Do your research. Look for dance companies or theatre groups. Look them up on Instagram and read about what they do. Look for the institution’s teachers, dancers, alumni and reach out to them. Ask about their experiences and see if it aligns with what you want. Once there, you need to be curious and willing to learn. Seek out new people and dance with them, exchange ideas, make connections with incredible artists. Also, don’t stick to one way of moving. At your core, be like a sponge, soak in everything but make it yours.
Apart from contemporary, are there other dance styles that people can pursue abroad?
Yes. Contemporary was an obvious choice for me since they had the base training that I couldn’t find in India. Otherwise, there are a lot of opportunities for musical theatre and ballet. Musical theatre and places like the West End are very popular. And people go to watch ballet a lot. Ballet schools are very well recognized. There’s a good amount of commercial work in and around London as well — ads, movies and other screen work. At the moment, contemporary is more popular in Europe while hip-hop is still up and coming in England.

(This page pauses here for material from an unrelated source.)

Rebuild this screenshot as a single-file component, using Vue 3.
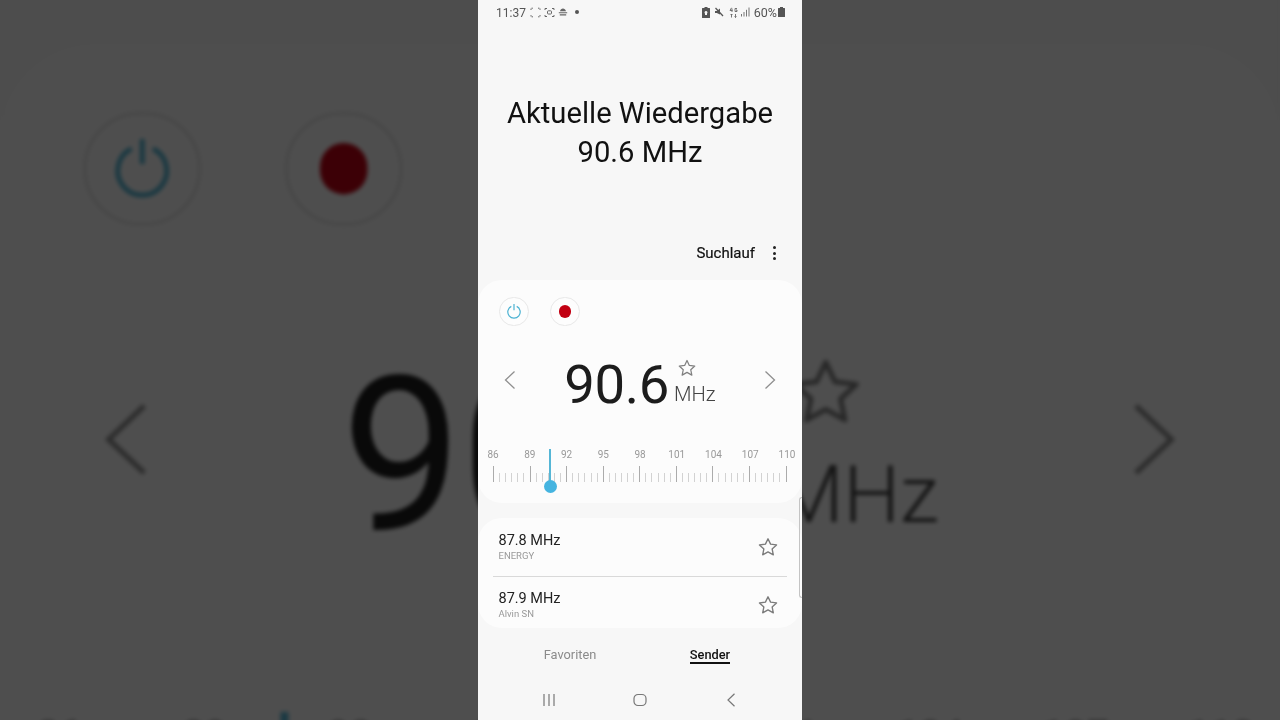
<script setup>
const layers = ['backdrop', 'front']
const labels = [86, 89, 92, 95, 98, 101, 104, 107, 110]
const ticks = Array.from({ length: 49 }, (_, i) => i)
const stations = [
  { freq: '87.8 MHz', name: 'ENERGY' },
  { freq: '87.9 MHz', name: 'Alvin SN' }
]
</script>

<template>
  <div class="stage">
    <div v-for="layer in layers" :key="layer" class="phone" :class="layer">
      <div class="status">
        <span class="time">11:37</span>
        <svg class="si" width="11" height="11" viewBox="0 0 11 11" fill="none" stroke="#666" stroke-width="1">
          <path d="M1 3V1.2H3M8 1.2h2V3M10 8v1.8H8M3 9.8H1V8" stroke-dasharray="1.4 .9" />
        </svg>
        <svg class="si gap3" width="11" height="11" viewBox="0 0 11 11" fill="none" stroke="#666" stroke-width="1">
          <path d="M1 3V1.5H3M8 1.5h2V3M10 8v1.5H8M3 9.5H1V8" />
          <rect x="3.5" y="3.8" width="4" height="3.2" rx=".8" />
        </svg>
        <svg class="si gap3" width="10" height="10" viewBox="0 0 10 10" fill="#666">
          <path d="M2 4.2C2.4 2.4 3.6 1.5 5 1.5c1.300 0 2.500.9 3 2.700zM.8 5.200h8.400v1.100H.8zM1.800 7.300h6.400v1.100H1.800z" />
        </svg>
        <span class="dot"></span>
        <span class="spacer"></span>
        <svg class="si" width="8" height="11" viewBox="0 0 8 11" fill="#555">
          <path d="M2.500 0h3v1H7.500a.5.5 0 0 1 .5.500V10.500a.5.5 0 0 1-.5.500H.5a.5.5 0 0 1-.5-.500V1.500A.5.5 0 0 1 .5 1h2zM4 4a1.500 1.500 0 0 0-1 2.600V8h2V6.600A1.500 1.500 0 0 0 4 4z" />
        </svg>
        <svg class="si gap4" width="10" height="10" viewBox="0 0 10 10" fill="#555">
          <path d="M1 4h1.800L6 1.500v6L2.800 6H1z" />
          <path d="M1.500 1l7.500 8" stroke="#555" stroke-width="1.200" />
        </svg>
        <svg class="si gap5" width="9" height="11" viewBox="0 0 9 11" fill="none" stroke="#666" stroke-width=".9">
          <path d="M2.500 .8L1 3.500h2.500M3 1.500v3.500M8 1.500H6v3h2V3H7" />
          <path d="M2.500 7v3.500M1.500 8l1-1 1 1M6.500 10.500V7M5.500 9.500l1 1 1-1" />
        </svg>
        <svg class="si gap3" width="10" height="10" viewBox="0 0 10 10" fill="#777">
          <rect x="0" y="7" width="1" height="2.500" />
          <rect x="2.500" y="5" width="1" height="4.500" />
          <rect x="5" y="2.800" width="1" height="6.700" />
          <rect x="7.500" y=".5" width="1" height="9" />
        </svg>
        <span class="pct">60%</span>
        <svg class="si" width="7" height="10" viewBox="0 0 7 10" fill="#555">
          <path d="M2 0h3v1h1.500a.5.5 0 0 1 .5.500V9.500a.5.5 0 0 1-.5.500H.5A.5.5 0 0 1 0 9.500V1.500A.5.5 0 0 1 .5 1H2z" />
        </svg>
      </div>

      <div class="hero">
        <div>Aktuelle Wiedergabe</div>
        <div>90.6 MHz</div>
      </div>

      <div class="actions">
        <span class="scan">Suchlauf</span>
        <span class="kebab"><i></i><i></i><i></i></span>
      </div>

      <section class="card tuner">
        <div class="controls">
          <div class="round">
            <svg width="16" height="16" viewBox="0 0 16 16" fill="none" stroke="#4cb2d2" stroke-width="1.200">
              <path d="M5.300 3.400a6.200 6.200 0 1 0 5.400 0" />
              <path d="M8 1v6.300" />
            </svg>
          </div>
          <div class="round"><span class="rec"></span></div>
        </div>

        <div class="freq-row">
          <svg class="chev" width="12" height="20" viewBox="0 0 12 20" fill="none" stroke="#8f8f8f" stroke-width="1.300">
            <path d="M10.500 1.500L1.500 10l9 8.500" />
          </svg>
          <div class="freq">
            <span class="num">90.6</span>
            <div class="unit">
              <svg class="fav" width="20" height="20" viewBox="0 0 24 24" fill="none" stroke="#808080" stroke-width="1.500" stroke-linejoin="round">
                <polygon points="12,3 14.800,8.900 21.300,9.700 16.500,14.100 17.800,20.500 12,17.300 6.200,20.500 7.500,14.100 2.700,9.700 9.200,8.900" />
              </svg>
              <span class="mhz">MHz</span>
            </div>
          </div>
          <svg class="chev" width="12" height="20" viewBox="0 0 12 20" fill="none" stroke="#8f8f8f" stroke-width="1.300">
            <path d="M1.500 1.500l9 8.500-9 8.500" />
          </svg>
        </div>

        <div class="dial">
          <div class="labels">
            <span v-for="l in labels" :key="l" class="lab"><b>{{ l }}</b></span>
          </div>
          <div class="ticks">
            <i v-for="t in ticks" :key="t" :class="{ major: t % 6 === 0 }"></i>
          </div>
          <span class="needle"></span>
          <span class="knob"></span>
        </div>
      </section>

      <section class="card list">
        <div v-for="s in stations" :key="s.freq" class="station">
          <div class="st-text">
            <div class="st-freq">{{ s.freq }}</div>
            <div class="st-name">{{ s.name }}</div>
          </div>
          <svg width="22" height="22" viewBox="0 0 24 24" fill="none" stroke="#7c7c7c" stroke-width="1.500" stroke-linejoin="round">
            <polygon points="12,3 14.800,8.900 21.300,9.700 16.500,14.100 17.800,20.500 12,17.300 6.200,20.500 7.500,14.100 2.700,9.700 9.200,8.900" />
          </svg>
        </div>
      </section>

      <nav class="tabs">
        <span class="tab">Favoriten</span>
        <span class="tab on">Sender</span>
      </nav>

      <div class="sysnav">
        <svg width="14" height="14" viewBox="0 0 14 14" stroke="#777" stroke-width="1.200">
          <path d="M2 1v12M7 1v12M12 1v12" />
        </svg>
        <svg width="14" height="14" viewBox="0 0 14 14" fill="none" stroke="#777" stroke-width="1.200">
          <rect x="1" y="1.500" width="12" height="11" rx="4" />
        </svg>
        <svg width="14" height="14" viewBox="0 0 14 14" fill="none" stroke="#777" stroke-width="1.200">
          <path d="M10.500 .8L4 7l6.500 6.200" />
        </svg>
      </div>

      <span class="scrollbar"></span>
    </div>
  </div>
</template>

<style>
html, body { margin: 0; background: #4e4e4e; }
</style>

<style scoped>
.stage {
  position: relative;
  width: 1280px;
  height: 720px;
  overflow: hidden;
  background: #4e4e4e;
  font-family: Roboto, "Liberation Sans", sans-serif;
}
.phone {
  position: absolute;
  top: 0;
  width: 324px;
  height: 720px;
  display: flex;
  flex-direction: column;
  background: #f7f7f7;
  color: #111;
}
.backdrop {
  left: 0;
  transform-origin: 0 0;
  transform: translateY(-1062px) scale(3.951);
  filter: blur(.55px) brightness(.31);
}
.front { left: 478px; filter: blur(.25px); }

.status {
  height: 24px;
  flex: none;
  display: flex;
  align-items: center;
  padding: 0 17px 0 18px;
  font-size: 12.500px;
  color: #555;
}
.time { margin-right: 4px; font-size: 12px; line-height: 14px; padding-top: 1px; }
.si { flex: none; }
.gap3 { margin-left: 3px; }
.gap4 { margin-left: 4px; }
.gap5 { margin-left: 5px; }
.dot {
  width: 4px;
  height: 4px;
  border-radius: 50%;
  background: #555;
  margin-left: 7px;
}
.spacer { flex: 1; }
.pct { margin-left: 3px; margin-right: 1px; }

.hero {
  height: 214px;
  flex: none;
  box-sizing: border-box;
  padding-top: 4px;
  display: flex;
  flex-direction: column;
  justify-content: center;
  align-items: center;
  font-size: 29.200px;
  line-height: 39.500px;
  color: #111;
}
.actions {
  height: 30px;
  flex: none;
  display: flex;
  align-items: center;
  justify-content: flex-end;
  padding-right: 26px;
  margin-bottom: 12px;
}
.scan { font-size: 15px; font-weight: 400; margin-right: 18px; -webkit-text-stroke: .2px #111; }
.kebab { display: flex; flex-direction: column; gap: 2.500px; }
.kebab i { width: 3px; height: 3px; border-radius: 50%; background: #222; }

.card { background: #fcfcfc; border-radius: 24px; flex: none; }
.tuner { height: 223px; box-sizing: border-box; padding-top: 16.500px; position: relative; }
.controls { display: flex; gap: 21.500px; padding-left: 21px; }
.round {
  width: 29.500px;
  height: 29.500px;
  box-sizing: border-box;
  border: 1px solid #e8e8e8;
  border-radius: 50%;
  display: flex;
  align-items: center;
  justify-content: center;
  background: #fdfdfd;
}
.rec { width: 12.500px; height: 12.500px; border-radius: 50%; background: #c20012; }

.freq-row {
  display: flex;
  align-items: center;
  justify-content: space-between;
  padding: 0 26px;
  height: 70px;
  margin-top: 21.500px;
  box-sizing: border-box;
}
.chev { margin-top: -6px; }
.freq { display: flex; align-items: flex-end; }
.num {
  font-size: 54.500px;
  line-height: 70px;
  letter-spacing: -.4px;
  color: #1c1c1c;
  position: relative;
  top: 1px;
}
.unit {
  display: flex;
  flex-direction: column;
  margin-left: 5px;
  padding-bottom: 13px;
}
.fav { margin-left: 3px; }
.mhz { font-size: 20.200px; font-weight: 300; line-height: 22px; color: #444; margin-top: 5px; }

.dial { position: relative; margin-top: 30px; padding: 0 15px; }
.labels { display: flex; justify-content: space-between; height: 12px; padding-top: 1px; }
.lab { width: 0; display: flex; justify-content: center; }
.lab b { font-weight: 400; font-size: 10px; line-height: 12px; color: #999; }
.ticks {
  display: flex;
  justify-content: space-between;
  align-items: flex-end;
  height: 16px;
  margin-top: 5px;
}
.ticks i { width: 1px; height: 9px; background: #d2d2d2; }
.ticks i.major { height: 16px; background: #ababab; }
.needle {
  position: absolute;
  left: 71px;
  top: 1px;
  width: 2px;
  height: 38px;
  background: #55b6d6;
}
.knob {
  position: absolute;
  left: 65.500px;
  top: 32.500px;
  width: 13px;
  height: 13px;
  border-radius: 50%;
  background: #45b4e0;
}

.list { height: 110px; margin-top: 15px; overflow: hidden; padding: 0 15px; box-sizing: border-box; }
.station {
  height: 59px;
  box-sizing: border-box;
  display: flex;
  align-items: center;
  justify-content: space-between;
  padding: 0 8px 0 5.500px;
  border-bottom: 1px solid #d9d9d9;
}
.station:last-child { border-bottom: 0; height: 56px; }
.st-text { align-self: flex-start; padding-top: 13.500px; }
.station:last-child .st-text { padding-top: 12.500px; }
.st-freq { font-size: 14.500px; line-height: 18px; color: #222; }
.st-name { font-size: 9.500px; line-height: 12px; color: #999; margin-top: .5px; }

.tabs { height: 52px; flex: none; position: relative; display: grid; grid-template-columns: 1fr 1fr; padding: 0 22px; align-items: center; justify-items: center; }
.tab { font-size: 12.800px; line-height: 18px; color: #8b8b8b; margin-top: 2px; }
.tab.on {
  color: #111;
  font-weight: 500;
  border-bottom: 2px solid #111;
  line-height: 15px;
}

.sysnav {
  flex: 1;
  display: flex;
  align-items: center;
  justify-content: space-between;
  padding: 0 64px;
  margin-top: -1px;
}

.scrollbar {
  position: absolute;
  right: 0;
  top: 497px;
  width: 3px;
  height: 101px;
  box-sizing: border-box;
  border: 1px solid #c4c4c4;
  border-right: 0;
  border-radius: 3px 0 0 3px;
}
</style>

What is the financial scene like for professional dancers?
As a job, working in a company is financially stable but living in London is very expensive. So you meet all your expenses but it’s hard to save money. So dancers can do other projects like commercials to save up. Rambert allows us to do outside work as long as there’s no interference, so I suggest always asking your company if you can take up other projects. Outside London, it’s easier to save money but your pay also reduces by a little. Ballet companies are known for paying much more.
Freelancing as a dancer is tough. You would need to sign up with an agency that would then get you acting, modelling or video gigs. After doing some mock auditions at LIPA, an agency approached me and I still do some work for them. Doing both [a full-time role with a company and freelancing with an agency] is best. Don’t stick to one or the other but remember to always prioritise your company.